## WRITTEN REQUEST
Copy out each line exactly; pictures stay out of the copy.
────────────────
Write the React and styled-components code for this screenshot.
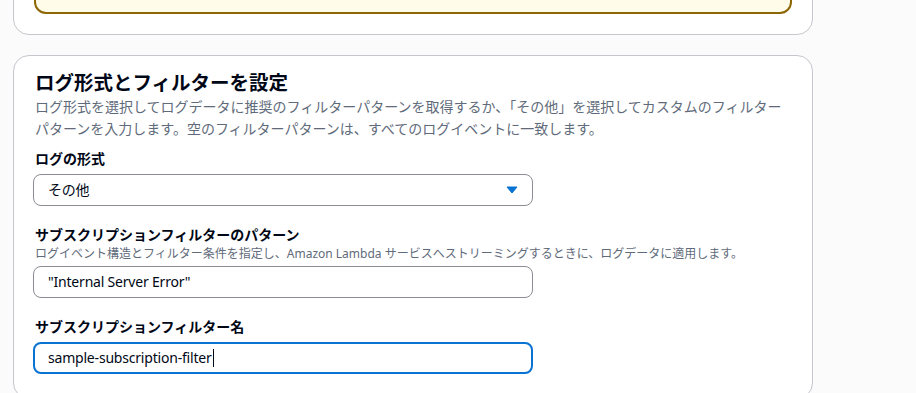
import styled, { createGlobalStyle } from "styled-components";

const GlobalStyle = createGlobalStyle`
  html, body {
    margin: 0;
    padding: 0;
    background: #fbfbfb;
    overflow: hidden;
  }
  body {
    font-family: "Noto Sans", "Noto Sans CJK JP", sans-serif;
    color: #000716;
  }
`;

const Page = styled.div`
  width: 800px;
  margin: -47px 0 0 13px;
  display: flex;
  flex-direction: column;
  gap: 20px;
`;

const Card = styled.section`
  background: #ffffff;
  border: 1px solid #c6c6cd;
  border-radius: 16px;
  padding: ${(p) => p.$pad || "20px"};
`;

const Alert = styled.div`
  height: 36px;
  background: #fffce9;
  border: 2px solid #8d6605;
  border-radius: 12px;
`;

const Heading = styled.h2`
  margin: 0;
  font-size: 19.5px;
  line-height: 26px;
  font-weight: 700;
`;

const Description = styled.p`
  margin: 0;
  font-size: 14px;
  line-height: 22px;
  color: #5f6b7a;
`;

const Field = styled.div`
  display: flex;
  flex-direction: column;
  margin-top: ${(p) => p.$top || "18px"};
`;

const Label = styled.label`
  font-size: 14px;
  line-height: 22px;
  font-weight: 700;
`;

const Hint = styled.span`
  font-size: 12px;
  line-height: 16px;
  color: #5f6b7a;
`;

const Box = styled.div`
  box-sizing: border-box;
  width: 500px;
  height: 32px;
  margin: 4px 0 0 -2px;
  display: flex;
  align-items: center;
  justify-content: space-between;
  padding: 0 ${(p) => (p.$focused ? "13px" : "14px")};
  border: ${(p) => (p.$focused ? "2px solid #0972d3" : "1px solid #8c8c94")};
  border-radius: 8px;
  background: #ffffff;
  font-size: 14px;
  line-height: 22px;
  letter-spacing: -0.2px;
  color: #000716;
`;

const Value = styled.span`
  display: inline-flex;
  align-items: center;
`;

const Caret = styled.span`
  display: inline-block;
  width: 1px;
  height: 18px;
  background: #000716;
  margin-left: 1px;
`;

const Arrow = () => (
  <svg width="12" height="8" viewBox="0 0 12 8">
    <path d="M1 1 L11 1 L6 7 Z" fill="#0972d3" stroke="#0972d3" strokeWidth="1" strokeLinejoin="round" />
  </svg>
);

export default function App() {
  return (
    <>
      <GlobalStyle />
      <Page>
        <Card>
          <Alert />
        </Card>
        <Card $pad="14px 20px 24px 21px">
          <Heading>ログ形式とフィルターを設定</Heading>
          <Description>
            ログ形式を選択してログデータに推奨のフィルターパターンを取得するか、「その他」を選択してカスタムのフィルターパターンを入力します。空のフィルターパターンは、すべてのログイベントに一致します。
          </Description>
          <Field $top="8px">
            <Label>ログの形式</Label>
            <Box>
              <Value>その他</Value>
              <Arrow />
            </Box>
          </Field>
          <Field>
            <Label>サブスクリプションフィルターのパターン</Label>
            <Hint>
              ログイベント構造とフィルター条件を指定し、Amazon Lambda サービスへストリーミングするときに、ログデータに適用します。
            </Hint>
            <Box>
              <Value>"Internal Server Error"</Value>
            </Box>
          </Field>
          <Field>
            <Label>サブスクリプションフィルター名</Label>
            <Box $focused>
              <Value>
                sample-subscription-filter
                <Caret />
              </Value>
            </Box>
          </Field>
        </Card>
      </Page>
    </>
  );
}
────────────────
## ANSWER BELOW
Write the React and styled-components code for this screenshot.
import styled, { createGlobalStyle } from "styled-components";

const GlobalStyle = createGlobalStyle`
  html, body {
    margin: 0;
    padding: 0;
    background: #fbfbfb;
    overflow: hidden;
  }
  body {
    font-family: "Noto Sans", "Noto Sans CJK JP", sans-serif;
    color: #000716;
  }
`;

const Page = styled.div`
  width: 800px;
  margin: -47px 0 0 13px;
  display: flex;
  flex-direction: column;
  gap: 20px;
`;

const Card = styled.section`
  background: #ffffff;
  border: 1px solid #c6c6cd;
  border-radius: 16px;
  padding: ${(p) => p.$pad || "20px"};
`;

const Alert = styled.div`
  height: 36px;
  background: #fffce9;
  border: 2px solid #8d6605;
  border-radius: 12px;
`;

const Heading = styled.h2`
  margin: 0;
  font-size: 19.5px;
  line-height: 26px;
  font-weight: 700;
`;

const Description = styled.p`
  margin: 0;
  font-size: 14px;
  line-height: 22px;
  color: #5f6b7a;
`;

const Field = styled.div`
  display: flex;
  flex-direction: column;
  margin-top: ${(p) => p.$top || "18px"};
`;

const Label = styled.label`
  font-size: 14px;
  line-height: 22px;
  font-weight: 700;
`;

const Hint = styled.span`
  font-size: 12px;
  line-height: 16px;
  color: #5f6b7a;
`;

const Box = styled.div`
  box-sizing: border-box;
  width: 500px;
  height: 32px;
  margin: 4px 0 0 -2px;
  display: flex;
  align-items: center;
  justify-content: space-between;
  padding: 0 ${(p) => (p.$focused ? "13px" : "14px")};
  border: ${(p) => (p.$focused ? "2px solid #0972d3" : "1px solid #8c8c94")};
  border-radius: 8px;
  background: #ffffff;
  font-size: 14px;
  line-height: 22px;
  letter-spacing: -0.2px;
  color: #000716;
`;

const Value = styled.span`
  display: inline-flex;
  align-items: center;
`;

const Caret = styled.span`
  display: inline-block;
  width: 1px;
  height: 18px;
  background: #000716;
  margin-left: 1px;
`;

const Arrow = () => (
  <svg width="12" height="8" viewBox="0 0 12 8">
    <path d="M1 1 L11 1 L6 7 Z" fill="#0972d3" stroke="#0972d3" strokeWidth="1" strokeLinejoin="round" />
  </svg>
);

export default function App() {
  return (
    <>
      <GlobalStyle />
      <Page>
        <Card>
          <Alert />
        </Card>
        <Card $pad="14px 20px 24px 21px">
          <Heading>ログ形式とフィルターを設定</Heading>
          <Description>
            ログ形式を選択してログデータに推奨のフィルターパターンを取得するか、「その他」を選択してカスタムのフィルターパターンを入力します。空のフィルターパターンは、すべてのログイベントに一致します。
          </Description>
          <Field $top="8px">
            <Label>ログの形式</Label>
            <Box>
              <Value>その他</Value>
              <Arrow />
            </Box>
          </Field>
          <Field>
            <Label>サブスクリプションフィルターのパターン</Label>
            <Hint>
              ログイベント構造とフィルター条件を指定し、Amazon Lambda サービスへストリーミングするときに、ログデータに適用します。
            </Hint>
            <Box>
              <Value>"Internal Server Error"</Value>
            </Box>
          </Field>
          <Field>
            <Label>サブスクリプションフィルター名</Label>
            <Box $focused>
              <Value>
                sample-subscription-filter
                <Caret />
              </Value>
            </Box>
          </Field>
        </Card>
      </Page>
    </>
  );
}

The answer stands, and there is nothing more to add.